Direction -
Scan the records and identify every line in which the string "components" occurs, then return those lines.

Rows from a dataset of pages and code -
[BEGIN]
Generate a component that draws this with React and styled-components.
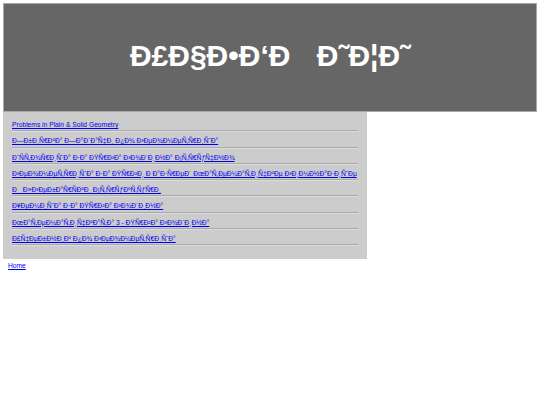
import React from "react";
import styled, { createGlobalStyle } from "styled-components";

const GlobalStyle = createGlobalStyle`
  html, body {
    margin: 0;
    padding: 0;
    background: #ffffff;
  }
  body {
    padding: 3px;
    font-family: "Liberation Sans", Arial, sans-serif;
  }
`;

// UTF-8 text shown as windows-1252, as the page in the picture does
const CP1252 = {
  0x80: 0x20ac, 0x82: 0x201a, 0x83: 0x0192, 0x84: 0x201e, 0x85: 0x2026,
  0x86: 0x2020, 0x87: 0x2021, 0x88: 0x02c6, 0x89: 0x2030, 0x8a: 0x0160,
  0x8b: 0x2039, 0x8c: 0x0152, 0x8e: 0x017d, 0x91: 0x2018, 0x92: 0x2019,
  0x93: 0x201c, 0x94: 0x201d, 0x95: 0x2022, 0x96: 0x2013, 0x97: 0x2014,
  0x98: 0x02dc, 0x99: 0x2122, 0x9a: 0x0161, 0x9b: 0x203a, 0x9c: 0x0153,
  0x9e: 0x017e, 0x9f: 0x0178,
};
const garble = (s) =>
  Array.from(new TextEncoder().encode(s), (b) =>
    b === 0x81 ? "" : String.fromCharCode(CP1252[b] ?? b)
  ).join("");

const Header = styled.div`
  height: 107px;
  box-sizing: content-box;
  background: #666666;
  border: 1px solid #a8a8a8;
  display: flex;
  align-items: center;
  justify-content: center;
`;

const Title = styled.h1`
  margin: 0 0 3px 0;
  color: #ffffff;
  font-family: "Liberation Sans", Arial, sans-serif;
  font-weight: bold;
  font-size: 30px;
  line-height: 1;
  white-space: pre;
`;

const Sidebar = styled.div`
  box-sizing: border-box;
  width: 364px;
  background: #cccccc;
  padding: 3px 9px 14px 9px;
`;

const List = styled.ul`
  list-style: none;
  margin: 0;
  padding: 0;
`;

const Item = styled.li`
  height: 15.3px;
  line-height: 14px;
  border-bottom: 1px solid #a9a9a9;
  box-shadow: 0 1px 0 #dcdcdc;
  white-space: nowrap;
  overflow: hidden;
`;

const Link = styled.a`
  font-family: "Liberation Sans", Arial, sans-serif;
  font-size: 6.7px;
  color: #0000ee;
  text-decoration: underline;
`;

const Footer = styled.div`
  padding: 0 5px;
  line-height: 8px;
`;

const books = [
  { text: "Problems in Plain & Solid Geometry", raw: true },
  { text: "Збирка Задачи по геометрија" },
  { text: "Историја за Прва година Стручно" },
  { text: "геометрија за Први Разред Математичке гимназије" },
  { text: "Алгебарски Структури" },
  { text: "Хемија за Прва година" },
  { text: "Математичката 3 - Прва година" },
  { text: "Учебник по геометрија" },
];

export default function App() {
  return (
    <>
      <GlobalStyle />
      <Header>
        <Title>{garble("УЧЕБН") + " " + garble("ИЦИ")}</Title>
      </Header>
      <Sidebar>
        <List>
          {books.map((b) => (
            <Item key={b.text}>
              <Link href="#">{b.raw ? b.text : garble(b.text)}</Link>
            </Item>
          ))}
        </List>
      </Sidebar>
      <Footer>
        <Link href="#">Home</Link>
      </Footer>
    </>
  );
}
[END]
[BEGIN]
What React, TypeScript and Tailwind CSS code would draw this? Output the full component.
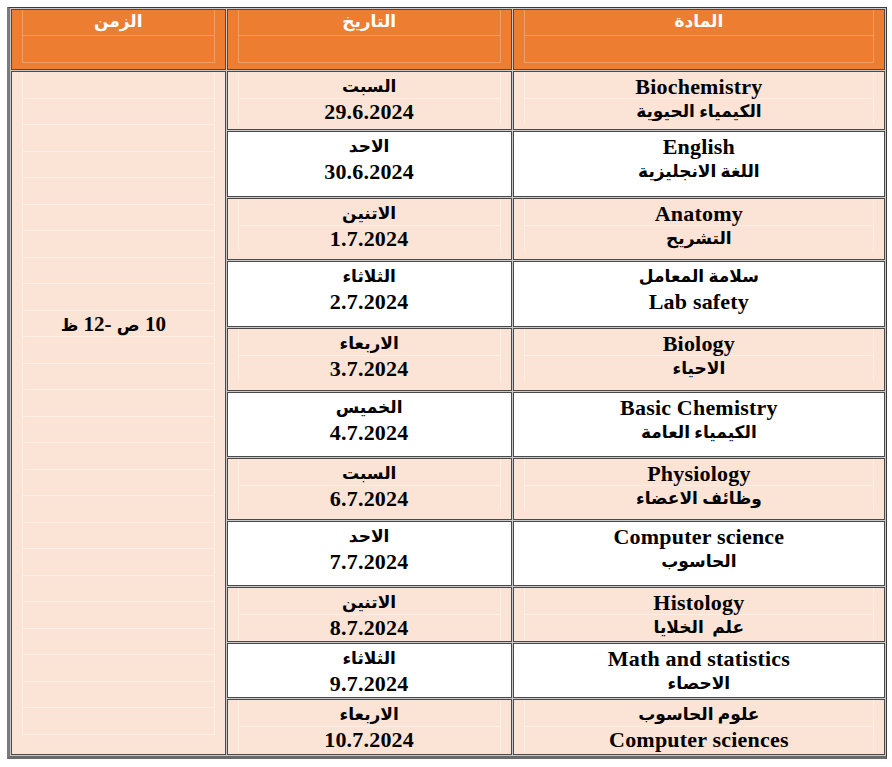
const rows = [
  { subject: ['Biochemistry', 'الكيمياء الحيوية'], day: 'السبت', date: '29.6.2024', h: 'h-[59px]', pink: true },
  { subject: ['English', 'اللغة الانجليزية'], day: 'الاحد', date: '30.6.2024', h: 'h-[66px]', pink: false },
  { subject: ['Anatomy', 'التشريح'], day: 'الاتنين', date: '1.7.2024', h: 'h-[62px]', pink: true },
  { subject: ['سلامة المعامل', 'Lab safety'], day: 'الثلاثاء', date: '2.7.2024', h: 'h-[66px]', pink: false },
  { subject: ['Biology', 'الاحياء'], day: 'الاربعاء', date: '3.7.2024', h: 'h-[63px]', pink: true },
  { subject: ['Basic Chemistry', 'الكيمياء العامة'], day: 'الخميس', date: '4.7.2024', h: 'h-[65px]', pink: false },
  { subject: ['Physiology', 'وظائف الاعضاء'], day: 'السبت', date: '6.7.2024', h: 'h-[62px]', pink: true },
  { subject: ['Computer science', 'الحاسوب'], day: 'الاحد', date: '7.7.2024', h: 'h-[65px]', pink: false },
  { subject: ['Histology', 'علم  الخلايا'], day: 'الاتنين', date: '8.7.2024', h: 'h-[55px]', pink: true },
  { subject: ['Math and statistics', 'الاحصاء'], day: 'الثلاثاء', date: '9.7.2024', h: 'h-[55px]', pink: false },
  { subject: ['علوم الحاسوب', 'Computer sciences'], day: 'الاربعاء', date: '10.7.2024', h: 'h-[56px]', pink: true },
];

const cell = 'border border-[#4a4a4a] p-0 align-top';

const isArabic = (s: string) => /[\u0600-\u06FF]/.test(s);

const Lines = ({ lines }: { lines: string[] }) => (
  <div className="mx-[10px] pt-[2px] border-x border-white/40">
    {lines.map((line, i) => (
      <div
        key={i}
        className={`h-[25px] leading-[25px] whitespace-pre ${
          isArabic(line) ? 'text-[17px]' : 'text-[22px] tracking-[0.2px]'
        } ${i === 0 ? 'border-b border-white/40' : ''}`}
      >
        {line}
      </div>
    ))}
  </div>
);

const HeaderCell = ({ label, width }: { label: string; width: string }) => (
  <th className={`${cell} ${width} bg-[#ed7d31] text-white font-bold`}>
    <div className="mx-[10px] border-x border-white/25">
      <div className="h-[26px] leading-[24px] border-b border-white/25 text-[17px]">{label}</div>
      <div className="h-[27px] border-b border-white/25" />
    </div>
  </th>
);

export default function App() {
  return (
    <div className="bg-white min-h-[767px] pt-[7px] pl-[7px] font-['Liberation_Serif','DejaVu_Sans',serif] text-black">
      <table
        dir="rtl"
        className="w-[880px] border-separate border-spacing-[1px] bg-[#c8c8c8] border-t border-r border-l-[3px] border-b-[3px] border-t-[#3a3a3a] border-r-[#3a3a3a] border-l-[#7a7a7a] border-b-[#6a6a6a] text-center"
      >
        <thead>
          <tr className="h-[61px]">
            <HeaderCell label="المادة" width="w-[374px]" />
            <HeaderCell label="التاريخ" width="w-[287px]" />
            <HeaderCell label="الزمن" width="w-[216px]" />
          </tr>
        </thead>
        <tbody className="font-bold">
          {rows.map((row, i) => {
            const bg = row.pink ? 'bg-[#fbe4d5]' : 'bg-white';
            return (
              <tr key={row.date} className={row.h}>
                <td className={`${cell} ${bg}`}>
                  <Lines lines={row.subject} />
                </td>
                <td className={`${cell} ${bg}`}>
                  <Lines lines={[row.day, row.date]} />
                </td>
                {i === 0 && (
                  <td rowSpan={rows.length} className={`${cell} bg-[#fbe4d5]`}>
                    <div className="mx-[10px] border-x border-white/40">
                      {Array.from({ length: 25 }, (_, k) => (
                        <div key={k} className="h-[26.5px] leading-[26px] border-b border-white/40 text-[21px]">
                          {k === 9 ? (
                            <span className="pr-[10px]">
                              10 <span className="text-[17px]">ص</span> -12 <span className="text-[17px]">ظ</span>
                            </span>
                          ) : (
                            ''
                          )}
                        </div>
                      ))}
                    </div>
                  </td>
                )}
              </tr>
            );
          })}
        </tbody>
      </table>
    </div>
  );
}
[END]
Full output -
Generate a component that draws this with React and styled-components.
import styled, { createGlobalStyle } from "styled-components";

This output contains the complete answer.